There is another argument that could have been made against your assertions. You assume government is a legitimate organization, and as such, can have a legitimate claim on property. But if the organization itself is illegitimate, then it can have no legitimate claims on property. If government is an organization that claims a monopoly on the use of force, and is supported by involuntary taxation, then both of those points make it an illegitimate (and unjust) organization. Thus, government can have no legitimate claim on property.

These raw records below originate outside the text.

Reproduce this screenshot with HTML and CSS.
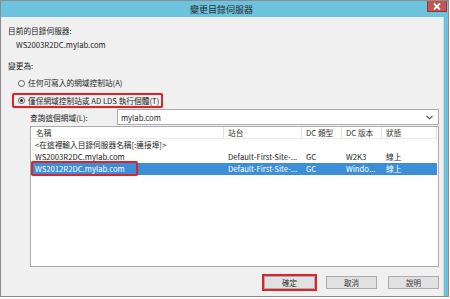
FILE: index.html
```html
<!DOCTYPE html>
<html lang="zh-Hant">
<head>
    <meta charset="UTF-8">
    <title>變更目錄伺服器</title>
    <link rel="stylesheet" href="styles.css">
</head>
<body>

<div class="window">
    <!-- Title bar -->
    <div class="titlebar">
        <span class="title">變更目錄伺服器</span>
        <span class="close">
            <svg width="8" height="7" viewBox="0 0 8 7"><path d="M1 0.5 L7 6.5 M7 0.5 L1 6.5" stroke="#fff" stroke-width="1.8"/></svg>
        </span>
    </div>

    <div class="frame">
        <div class="content">
            <div class="label first">目前的目錄伺服器:</div>
            <div class="label server">WS2003R2DC.mylab.com</div>
            <div class="label change">變更為:</div>

            <div class="radio">
                <span class="dot"></span>任何可寫入的網域控制站(A)
            </div>
            <div class="radio picked marked">
                <span class="dot on"></span>僅保網域控制站或 AD LDS 執行個體(T)
            </div>

            <div class="domain">
                <span class="domain-label">查詢這個網域(L):</span>
                <div class="combo">
                    <span>mylab.com</span>
                    <svg width="7" height="5" viewBox="0 0 7 5"><path d="M0.5 0.8 L3.5 3.8 L6.5 0.8" stroke="#444" stroke-width="1.1" fill="none"/></svg>
                </div>
            </div>

            <!-- Server list -->
            <div class="list">
                <div class="row head">
                    <span>名稱</span>
                    <span>站台</span>
                    <span>DC 類型</span>
                    <span>DC 版本</span>
                    <span>狀態</span>
                </div>
                <div class="row">
                    <span class="wide">&lt;在這裡輸入目錄伺服器名稱[:連接埠]&gt;</span>
                </div>
                <div class="row">
                    <span>WS2003R2DC.mylab.com</span>
                    <span>Default-First-Site-...</span>
                    <span>GC</span>
                    <span>W2K3</span>
                    <span>線上</span>
                </div>
                <div class="row selected">
                    <span><em class="marked name-mark">WS2012R2DC.mylab.com</em></span>
                    <span>Default-First-Site-...</span>
                    <span>GC</span>
                    <span>Windo...</span>
                    <span>線上</span>
                </div>
            </div>

            <div class="buttons">
                <button class="ok">確定</button>
                <button>取消</button>
                <button>說明</button>
            </div>
        </div>
        <div class="edge"></div>
    </div>
</div>

</body>
</html>
```

FILE: styles.css
```css
body {
    margin: 0;
    background: #fff;
    font-family: "Noto Sans CJK TC", "Noto Sans", sans-serif;
    font-size: 7.7px;
    color: #1e1e1e;
}
.window {
    width: 449px;
    height: 297px;
    border: 1px solid #8c8c8c;
    box-sizing: border-box;
    display: flex;
    flex-direction: column;
}
.titlebar {
    height: 16px;
    background: #6bc3de;
    display: flex;
    align-items: center;
    justify-content: center;
    position: relative;
}
.title {
    font-size: 9px;
    color: #2a2a2a;
    margin-left: -6px;
}
.close {
    position: absolute;
    right: 1px;
    top: 0;
    width: 20px;
    height: 11px;
    background: #c75450;
    border: 1px solid #8e3b38;
    border-top: none;
    box-sizing: border-box;
    display: flex;
    align-items: center;
    justify-content: center;
}
.frame {
    flex: 1;
    display: flex;
}
.content {
    flex: 1;
    background: #f0f0f0;
    padding: 0 4px 0 7px;
    display: flex;
    flex-direction: column;
    border-right: 1px solid #d9d9d9;
}
.edge {
    width: 5px;
    background: #6bc3de;
}
.label {
    line-height: 12px;
}
.first { margin-top: 8px; }
.server { margin-top: 2px; padding-left: 8px; }
.change { margin-top: 9px; }

.radio {
    margin-top: 5px;
    padding-left: 10px;
    line-height: 12px;
    display: flex;
    align-items: center;
    white-space: nowrap;
}
.dot {
    width: 7px;
    height: 7px;
    border: 1px solid #555;
    border-radius: 50%;
    background: #fff;
    box-sizing: border-box;
    margin-right: 3px;
    position: relative;
}
.dot.on::after {
    content: "";
    position: absolute;
    left: 1px;
    top: 1px;
    width: 3px;
    height: 3px;
    border-radius: 50%;
    background: #222;
}
.marked {
    border: 2px solid #d8262c;
    border-radius: 2px;
    box-shadow: 0 0 1px rgba(120, 0, 0, 0.5);
}
.radio.picked {
    margin-top: 4px;
    margin-left: 4px;
    padding-left: 4px;
    width: 151px;
    height: 15px;
    box-sizing: border-box;
    line-height: 11px;
}

.domain {
    margin-top: 1px;
    margin-left: 22px;
    height: 16px;
    display: flex;
    align-items: center;
}
.domain-label {
    width: 87px;
}
.combo {
    flex: 1;
    height: 16px;
    background: #fff;
    border: 1px solid #abadb3;
    box-sizing: border-box;
    display: flex;
    align-items: center;
    justify-content: space-between;
    padding: 0 5px 0 3px;
}

.list {
    margin-top: 1px;
    margin-left: 22px;
    height: 141px;
    background: #fff;
    border: 1px solid #abadb3;
    box-sizing: border-box;
}
.row {
    display: grid;
    grid-template-columns: 193px 78px 40px 40px 55px;
    height: 12px;
    line-height: 12px;
    white-space: nowrap;
}
.row span {
    padding-left: 4px;
}
.row .wide {
    grid-column: 1 / 6;
}
.head {
    height: 11px;
    line-height: 11px;
    color: #333;
    border-bottom: 1px solid #ececec;
}
.head span {
    border-right: 1px solid #e3e3e3;
}
.head span:first-child {
    padding-left: 5px;
}
.selected {
    background: #3c8fd6;
    color: #fff;
    margin-right: 1px;
}
.selected span:first-child {
    padding-left: 0;
}
.name-mark {
    font-style: normal;
    display: inline-block;
    height: 15px;
    line-height: 11px;
    margin-top: -2px;
    padding: 0 4px 0 2px;
    box-sizing: border-box;
    width: 107px;
}

.buttons {
    margin-top: 9px;
    display: flex;
    justify-content: flex-end;
    gap: 11px;
}
button {
    width: 51px;
    height: 13px;
    padding: 0;
    background: #e1e1e1;
    border: 1px solid #adadad;
    font-family: inherit;
    font-size: 7.5px;
    color: #333;
    line-height: 11px;
}
.ok {
    outline: 2px solid #d8262c;
    outline-offset: 0;
}
```
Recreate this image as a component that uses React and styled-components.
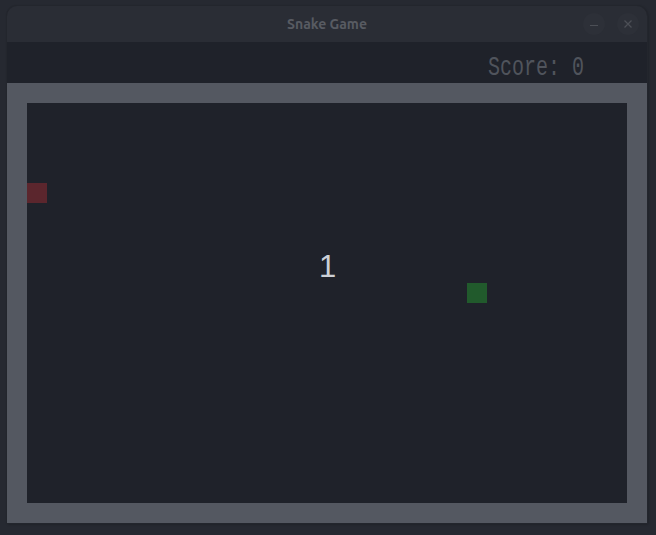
import React from "react";
import styled, { createGlobalStyle } from "styled-components";

const CELL = 20;

const GlobalStyle = createGlobalStyle`
  html, body {
    margin: 0;
    padding: 0;
    background: #262931;
    width: 656px;
    height: 535px;
    overflow: hidden;
  }
`;

const Desktop = styled.div`
  width: 656px;
  height: 535px;
  padding: 6px 9px 12px 7px;
  box-sizing: border-box;
`;

const Window = styled.div`
  width: 640px;
  display: flex;
  flex-direction: column;
  border-radius: 10px 10px 0 0;
  overflow: hidden;
  box-shadow: 0 0 0 1px #23262d, 1px 1px 3px rgba(0, 0, 0, 0.35);
`;

const TitleBar = styled.div`
  height: 36px;
  background: #2a2d35;
  position: relative;
  display: flex;
  align-items: center;
  justify-content: center;
  font-family: "Ubuntu", "Noto Sans", "DejaVu Sans", sans-serif;
  font-weight: 700;
  font-size: 14px;
  color: #585b62;
`;

const Controls = styled.div`
  position: absolute;
  right: 8px;
  top: 7px;
  display: flex;
  gap: 12px;
`;

const CtrlButton = styled.div`
  width: 22px;
  height: 22px;
  border-radius: 50%;
  background: #2d3038;
  display: flex;
  align-items: center;
  justify-content: center;
`;

const Header = styled.div`
  height: 41px;
  background: #1f222a;
  display: flex;
  align-items: center;
  justify-content: flex-end;
  padding-right: 63px;
`;

const Score = styled.div`
  font-family: "Liberation Mono", "DejaVu Sans Mono", monospace;
  font-size: 20px;
  color: #50545c;
  transform: scaleY(1.35);
  margin-top: 10px;
`;

const Frame = styled.div`
  background: #545861;
  padding: 20px;
`;

const Field = styled.div`
  width: 600px;
  height: 400px;
  background: #1f222a;
  position: relative;
`;

const Cell = styled.div`
  position: absolute;
  width: ${CELL}px;
  height: ${CELL}px;
  background: ${(p) => p.$color};
`;

const Countdown = styled.div`
  position: absolute;
  left: 292px;
  top: 146px;
  font-family: "Liberation Sans", "Noto Sans", sans-serif;
  font-size: 31px;
  color: #ccd0d6;
`;

const snake = [{ x: 0, y: 4 }];
const food = { x: 22, y: 9 };

export default function App() {
  return (
    <>
      <GlobalStyle />
      <Desktop>
        <Window>
          <TitleBar>
            Snake Game
            <Controls>
              <CtrlButton>
                <svg width="10" height="10" viewBox="0 0 10 10">
                  <path d="M1 6.5h8" stroke="#4c4f56" strokeWidth="1.2" />
                </svg>
              </CtrlButton>
              <CtrlButton>
                <svg width="10" height="10" viewBox="0 0 10 10">
                  <path
                    d="M1.5 1.5l7 7M8.5 1.5l-7 7"
                    stroke="#4c4f56"
                    strokeWidth="1.3"
                  />
                </svg>
              </CtrlButton>
            </Controls>
          </TitleBar>
          <Header>
            <Score>Score: 0</Score>
          </Header>
          <Frame>
            <Field>
              {snake.map((s, i) => (
                <Cell
                  key={i}
                  $color="#5b262d"
                  style={{ left: s.x * CELL, top: s.y * CELL }}
                />
              ))}
              <Cell
                $color="#215a2c"
                style={{ left: food.x * CELL, top: food.y * CELL }}
              />
              <Countdown>1</Countdown>
            </Field>
          </Frame>
        </Window>
      </Desktop>
    </>
  );
}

Guard April 26, 2010 at 3:52 am

Yes, it is in fact mumbo jumbo. The ancients from the beginning of civilization recognized the state as, to a large extent an independent spiritual entity that co-opted the will of human beings to its service. The state is now and has always been a “god”. The reason why politics and religion are taboo subjects for discussion is that politics IS religion, with irrational belief systems held on faith just like any religious system.
Modern sociologists have recognized that the state acts like a living thing, but refuse to face the obvious: that it IS a living thing.
Until humans realize there is a second set of players on this earth, the spiritual realm, we will get nowhere.

billwald April 26, 2010 at 1:15 pm

” . . . and yet totally escape the blame, which can easily be loaded on business, unions, or the consumer . . . .”

Then it would make it easier for Libertarians to continue to blame the unions.

Bfrombigd May 2, 2010 at 6:34 pm

Econoclasts by Brian Domitrovic, this is the game plan that has proven time and time again to work for all of U.S. Let U.S. start to return to prosperity once again.